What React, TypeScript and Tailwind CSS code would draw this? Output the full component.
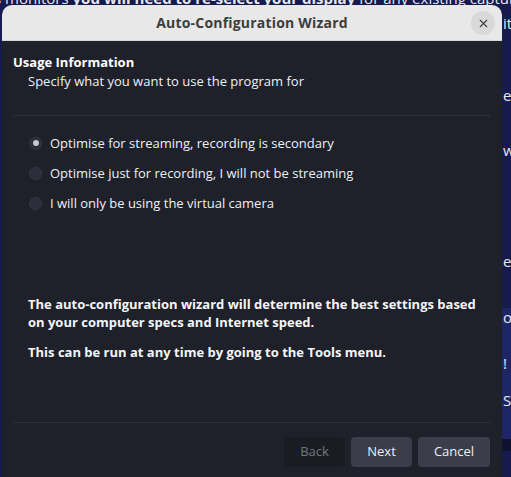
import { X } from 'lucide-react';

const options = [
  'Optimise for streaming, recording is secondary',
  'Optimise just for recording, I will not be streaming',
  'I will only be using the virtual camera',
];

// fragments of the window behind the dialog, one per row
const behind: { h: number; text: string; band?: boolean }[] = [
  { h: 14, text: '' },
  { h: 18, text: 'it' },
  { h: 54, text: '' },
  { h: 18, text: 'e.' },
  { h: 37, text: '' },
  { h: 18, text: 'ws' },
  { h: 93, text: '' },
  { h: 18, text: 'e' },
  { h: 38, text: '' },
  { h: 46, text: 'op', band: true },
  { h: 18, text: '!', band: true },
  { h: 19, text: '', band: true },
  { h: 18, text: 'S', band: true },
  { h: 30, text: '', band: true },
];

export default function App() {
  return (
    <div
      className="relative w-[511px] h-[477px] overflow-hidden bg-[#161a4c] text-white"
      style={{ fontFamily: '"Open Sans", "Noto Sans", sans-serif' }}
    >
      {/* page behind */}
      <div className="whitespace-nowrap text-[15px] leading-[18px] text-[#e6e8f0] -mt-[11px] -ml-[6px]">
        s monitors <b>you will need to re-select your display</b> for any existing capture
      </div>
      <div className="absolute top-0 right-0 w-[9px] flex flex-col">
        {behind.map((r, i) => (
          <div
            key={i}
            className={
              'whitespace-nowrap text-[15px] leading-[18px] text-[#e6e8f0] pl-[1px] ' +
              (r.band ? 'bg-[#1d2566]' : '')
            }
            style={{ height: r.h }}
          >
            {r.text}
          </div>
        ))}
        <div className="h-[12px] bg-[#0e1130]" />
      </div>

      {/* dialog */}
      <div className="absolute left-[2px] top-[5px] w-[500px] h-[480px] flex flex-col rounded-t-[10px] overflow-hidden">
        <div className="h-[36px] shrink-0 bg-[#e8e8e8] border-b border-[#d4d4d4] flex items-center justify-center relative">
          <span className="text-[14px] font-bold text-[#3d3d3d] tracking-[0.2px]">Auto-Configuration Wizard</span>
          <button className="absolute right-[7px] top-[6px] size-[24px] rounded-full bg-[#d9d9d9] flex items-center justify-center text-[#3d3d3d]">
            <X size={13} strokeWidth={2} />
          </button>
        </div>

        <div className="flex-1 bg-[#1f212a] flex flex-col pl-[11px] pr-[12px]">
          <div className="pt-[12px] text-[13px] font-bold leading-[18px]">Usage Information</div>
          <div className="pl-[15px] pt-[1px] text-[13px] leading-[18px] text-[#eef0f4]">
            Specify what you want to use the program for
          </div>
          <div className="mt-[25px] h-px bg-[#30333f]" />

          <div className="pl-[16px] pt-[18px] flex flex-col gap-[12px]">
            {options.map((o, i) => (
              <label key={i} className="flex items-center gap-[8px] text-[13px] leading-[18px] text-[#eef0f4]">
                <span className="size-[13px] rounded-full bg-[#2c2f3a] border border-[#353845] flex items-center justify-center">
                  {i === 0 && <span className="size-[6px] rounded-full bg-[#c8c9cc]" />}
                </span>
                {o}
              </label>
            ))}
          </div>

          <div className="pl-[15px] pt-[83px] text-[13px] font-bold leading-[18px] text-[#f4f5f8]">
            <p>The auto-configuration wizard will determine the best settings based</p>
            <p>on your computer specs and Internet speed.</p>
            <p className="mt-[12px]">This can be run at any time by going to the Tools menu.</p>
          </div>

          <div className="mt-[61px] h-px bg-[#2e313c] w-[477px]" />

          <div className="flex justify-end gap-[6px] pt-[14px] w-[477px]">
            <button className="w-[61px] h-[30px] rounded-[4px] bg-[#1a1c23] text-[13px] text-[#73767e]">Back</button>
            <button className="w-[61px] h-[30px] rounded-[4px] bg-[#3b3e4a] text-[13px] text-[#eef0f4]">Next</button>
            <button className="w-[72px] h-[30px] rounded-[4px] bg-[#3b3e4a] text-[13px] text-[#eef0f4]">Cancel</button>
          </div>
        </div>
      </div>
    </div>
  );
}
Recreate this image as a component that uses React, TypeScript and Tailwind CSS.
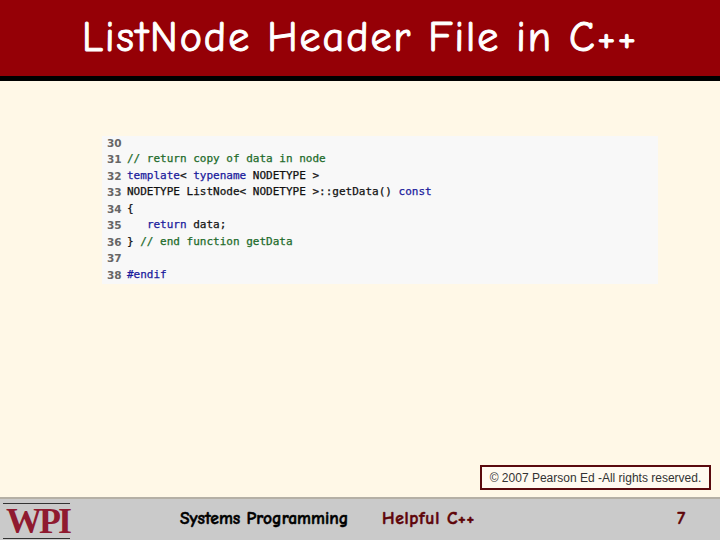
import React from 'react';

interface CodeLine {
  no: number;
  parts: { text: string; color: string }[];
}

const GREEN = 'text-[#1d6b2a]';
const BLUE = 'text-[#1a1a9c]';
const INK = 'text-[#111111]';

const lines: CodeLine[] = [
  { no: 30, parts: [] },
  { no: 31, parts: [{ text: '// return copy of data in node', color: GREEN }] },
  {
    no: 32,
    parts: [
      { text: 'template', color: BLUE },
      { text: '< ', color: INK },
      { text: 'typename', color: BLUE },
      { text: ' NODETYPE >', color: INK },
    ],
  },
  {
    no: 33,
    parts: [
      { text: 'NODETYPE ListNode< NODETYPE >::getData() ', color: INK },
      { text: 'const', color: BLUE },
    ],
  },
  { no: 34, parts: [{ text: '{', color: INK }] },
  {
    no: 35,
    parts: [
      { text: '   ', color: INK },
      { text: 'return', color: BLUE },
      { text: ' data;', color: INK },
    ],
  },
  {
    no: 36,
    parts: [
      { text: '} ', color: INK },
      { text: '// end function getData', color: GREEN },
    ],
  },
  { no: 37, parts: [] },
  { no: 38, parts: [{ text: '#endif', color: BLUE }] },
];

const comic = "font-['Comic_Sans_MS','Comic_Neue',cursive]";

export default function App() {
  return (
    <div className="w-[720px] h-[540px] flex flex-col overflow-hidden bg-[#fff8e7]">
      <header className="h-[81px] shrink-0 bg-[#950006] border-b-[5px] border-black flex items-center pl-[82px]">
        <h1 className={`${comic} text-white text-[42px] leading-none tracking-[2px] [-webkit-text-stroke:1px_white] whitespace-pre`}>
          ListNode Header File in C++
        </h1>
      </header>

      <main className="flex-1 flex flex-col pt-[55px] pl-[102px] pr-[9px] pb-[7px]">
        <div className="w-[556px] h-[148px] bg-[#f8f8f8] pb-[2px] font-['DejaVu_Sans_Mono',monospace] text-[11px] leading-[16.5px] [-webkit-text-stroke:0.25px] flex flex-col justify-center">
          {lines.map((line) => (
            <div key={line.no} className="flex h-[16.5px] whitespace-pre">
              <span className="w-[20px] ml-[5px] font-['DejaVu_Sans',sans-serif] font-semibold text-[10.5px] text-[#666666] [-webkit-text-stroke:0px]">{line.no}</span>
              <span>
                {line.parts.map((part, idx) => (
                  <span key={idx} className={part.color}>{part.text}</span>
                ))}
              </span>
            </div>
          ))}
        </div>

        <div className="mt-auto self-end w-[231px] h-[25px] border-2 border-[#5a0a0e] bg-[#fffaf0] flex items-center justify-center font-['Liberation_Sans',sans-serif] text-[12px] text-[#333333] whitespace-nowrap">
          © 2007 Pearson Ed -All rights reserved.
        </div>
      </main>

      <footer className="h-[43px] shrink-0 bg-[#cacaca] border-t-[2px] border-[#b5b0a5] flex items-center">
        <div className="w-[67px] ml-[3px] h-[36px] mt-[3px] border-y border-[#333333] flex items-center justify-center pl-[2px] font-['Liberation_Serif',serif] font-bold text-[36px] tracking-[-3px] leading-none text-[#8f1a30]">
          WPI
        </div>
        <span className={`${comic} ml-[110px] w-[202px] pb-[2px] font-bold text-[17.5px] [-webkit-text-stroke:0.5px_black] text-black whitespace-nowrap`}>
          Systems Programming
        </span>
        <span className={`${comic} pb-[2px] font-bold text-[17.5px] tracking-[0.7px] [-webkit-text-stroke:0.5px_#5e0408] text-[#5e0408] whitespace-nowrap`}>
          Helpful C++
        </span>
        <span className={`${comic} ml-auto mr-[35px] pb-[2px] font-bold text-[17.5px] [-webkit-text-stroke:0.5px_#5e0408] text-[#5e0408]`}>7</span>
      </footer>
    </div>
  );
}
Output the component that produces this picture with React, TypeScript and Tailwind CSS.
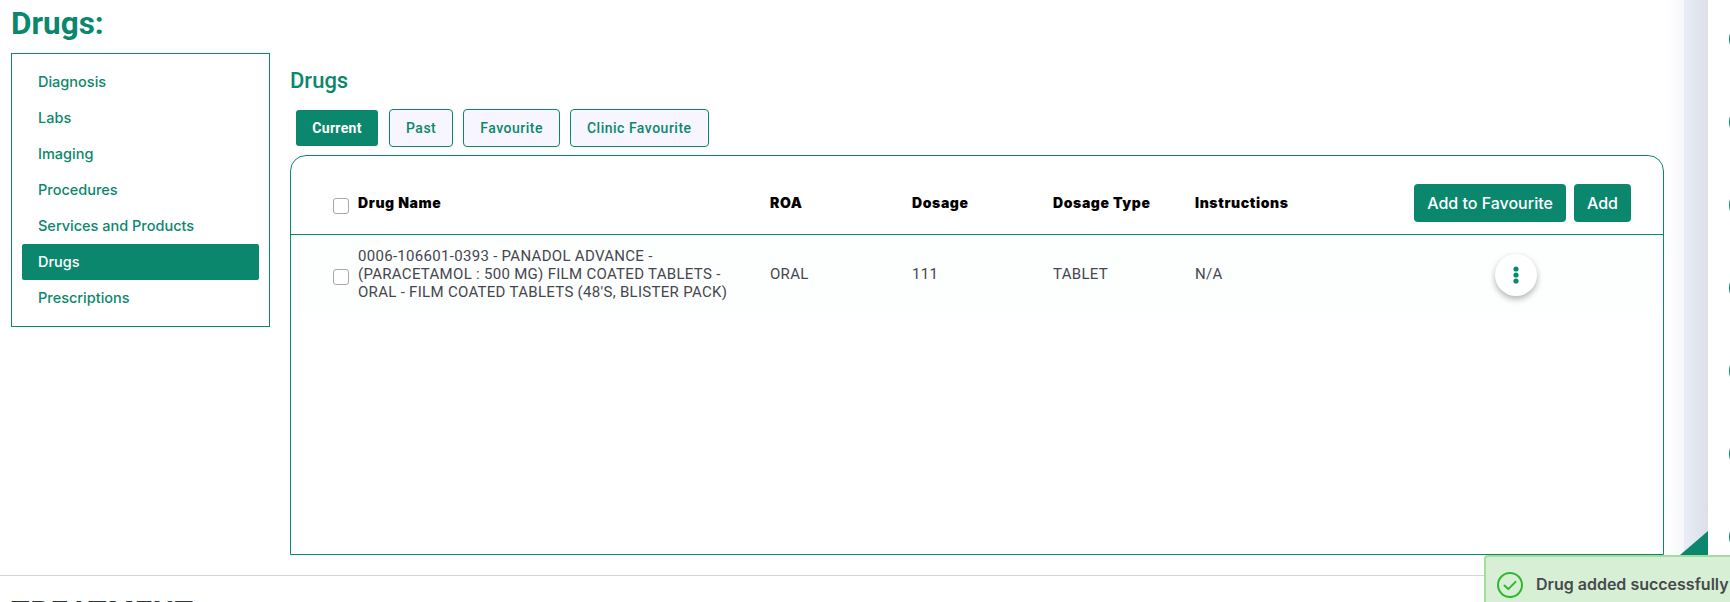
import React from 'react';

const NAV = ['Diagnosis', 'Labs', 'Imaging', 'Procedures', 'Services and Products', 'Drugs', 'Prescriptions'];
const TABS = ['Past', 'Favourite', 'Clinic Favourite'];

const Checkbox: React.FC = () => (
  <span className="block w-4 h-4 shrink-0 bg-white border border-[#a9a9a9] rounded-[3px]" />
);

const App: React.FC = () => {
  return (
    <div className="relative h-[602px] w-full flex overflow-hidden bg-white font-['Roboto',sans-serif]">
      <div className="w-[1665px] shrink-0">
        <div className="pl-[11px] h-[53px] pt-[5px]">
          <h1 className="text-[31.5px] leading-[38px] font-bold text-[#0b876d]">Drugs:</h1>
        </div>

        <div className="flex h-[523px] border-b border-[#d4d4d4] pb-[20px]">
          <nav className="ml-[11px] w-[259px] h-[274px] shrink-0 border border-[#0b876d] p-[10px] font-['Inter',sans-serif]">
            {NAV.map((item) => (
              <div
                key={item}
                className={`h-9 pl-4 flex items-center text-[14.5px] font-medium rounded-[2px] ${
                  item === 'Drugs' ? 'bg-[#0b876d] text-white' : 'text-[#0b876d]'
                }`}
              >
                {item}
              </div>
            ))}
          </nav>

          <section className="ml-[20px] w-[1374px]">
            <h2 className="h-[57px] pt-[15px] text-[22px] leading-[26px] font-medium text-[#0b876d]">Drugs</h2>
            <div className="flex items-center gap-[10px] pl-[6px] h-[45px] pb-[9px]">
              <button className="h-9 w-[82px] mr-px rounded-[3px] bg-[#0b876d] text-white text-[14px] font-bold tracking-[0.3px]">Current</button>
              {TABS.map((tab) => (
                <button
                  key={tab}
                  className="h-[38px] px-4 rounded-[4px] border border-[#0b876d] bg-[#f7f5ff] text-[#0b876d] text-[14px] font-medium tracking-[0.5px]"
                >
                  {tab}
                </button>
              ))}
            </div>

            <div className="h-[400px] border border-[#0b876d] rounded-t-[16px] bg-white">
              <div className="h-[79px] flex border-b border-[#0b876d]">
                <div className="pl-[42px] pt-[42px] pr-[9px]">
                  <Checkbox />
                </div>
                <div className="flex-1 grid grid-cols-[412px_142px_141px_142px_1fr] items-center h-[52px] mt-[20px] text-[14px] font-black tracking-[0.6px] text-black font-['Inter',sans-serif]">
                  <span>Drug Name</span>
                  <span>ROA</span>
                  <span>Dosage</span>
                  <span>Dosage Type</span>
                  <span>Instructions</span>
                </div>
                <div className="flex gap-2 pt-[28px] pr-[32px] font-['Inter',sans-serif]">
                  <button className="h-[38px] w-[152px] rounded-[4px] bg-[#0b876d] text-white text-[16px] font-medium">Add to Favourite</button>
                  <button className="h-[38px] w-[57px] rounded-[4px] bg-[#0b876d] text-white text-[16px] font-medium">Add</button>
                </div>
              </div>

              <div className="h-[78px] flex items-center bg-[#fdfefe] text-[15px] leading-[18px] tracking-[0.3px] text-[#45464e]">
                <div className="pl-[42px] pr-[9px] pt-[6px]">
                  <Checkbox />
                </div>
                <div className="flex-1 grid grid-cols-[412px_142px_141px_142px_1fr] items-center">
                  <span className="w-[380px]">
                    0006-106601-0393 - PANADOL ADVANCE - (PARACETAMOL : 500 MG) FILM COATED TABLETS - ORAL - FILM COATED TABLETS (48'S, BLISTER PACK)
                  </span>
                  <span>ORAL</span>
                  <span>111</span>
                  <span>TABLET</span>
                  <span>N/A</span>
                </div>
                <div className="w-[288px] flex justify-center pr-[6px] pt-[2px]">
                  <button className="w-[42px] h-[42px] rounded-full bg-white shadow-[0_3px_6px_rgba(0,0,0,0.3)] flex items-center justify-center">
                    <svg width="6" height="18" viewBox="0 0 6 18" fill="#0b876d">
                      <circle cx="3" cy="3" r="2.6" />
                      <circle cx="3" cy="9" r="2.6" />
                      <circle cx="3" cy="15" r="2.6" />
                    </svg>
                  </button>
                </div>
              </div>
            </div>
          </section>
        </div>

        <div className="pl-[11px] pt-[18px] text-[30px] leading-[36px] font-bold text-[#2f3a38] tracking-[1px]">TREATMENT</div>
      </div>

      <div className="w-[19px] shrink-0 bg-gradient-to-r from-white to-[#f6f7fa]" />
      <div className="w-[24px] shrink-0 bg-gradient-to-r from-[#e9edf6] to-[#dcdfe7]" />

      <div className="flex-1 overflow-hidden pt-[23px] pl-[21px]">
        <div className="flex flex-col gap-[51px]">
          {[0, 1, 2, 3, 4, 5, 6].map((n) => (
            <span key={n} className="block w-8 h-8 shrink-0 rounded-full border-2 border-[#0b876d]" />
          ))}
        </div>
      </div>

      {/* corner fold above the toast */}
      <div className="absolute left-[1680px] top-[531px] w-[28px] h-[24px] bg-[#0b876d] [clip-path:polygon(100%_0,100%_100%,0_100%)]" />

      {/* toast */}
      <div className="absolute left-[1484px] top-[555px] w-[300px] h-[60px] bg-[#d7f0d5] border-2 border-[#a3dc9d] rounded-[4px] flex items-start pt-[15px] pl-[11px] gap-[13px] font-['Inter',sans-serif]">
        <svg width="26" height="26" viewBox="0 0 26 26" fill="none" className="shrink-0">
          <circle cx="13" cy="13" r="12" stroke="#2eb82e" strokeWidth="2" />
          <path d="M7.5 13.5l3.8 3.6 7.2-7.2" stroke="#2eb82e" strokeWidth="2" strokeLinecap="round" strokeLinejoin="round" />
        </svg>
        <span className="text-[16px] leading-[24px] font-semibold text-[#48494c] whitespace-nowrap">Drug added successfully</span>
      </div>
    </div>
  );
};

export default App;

• WHAT TO PRODUCE:
Gather each line in these records that contains the string "TypeScript".

• SOLUTION:
What React, TypeScript and Tailwind CSS code would draw this? Output the full component.
Recreate this image as a component that uses React, TypeScript and Tailwind CSS.
Output the component that produces this picture with React, TypeScript and Tailwind CSS.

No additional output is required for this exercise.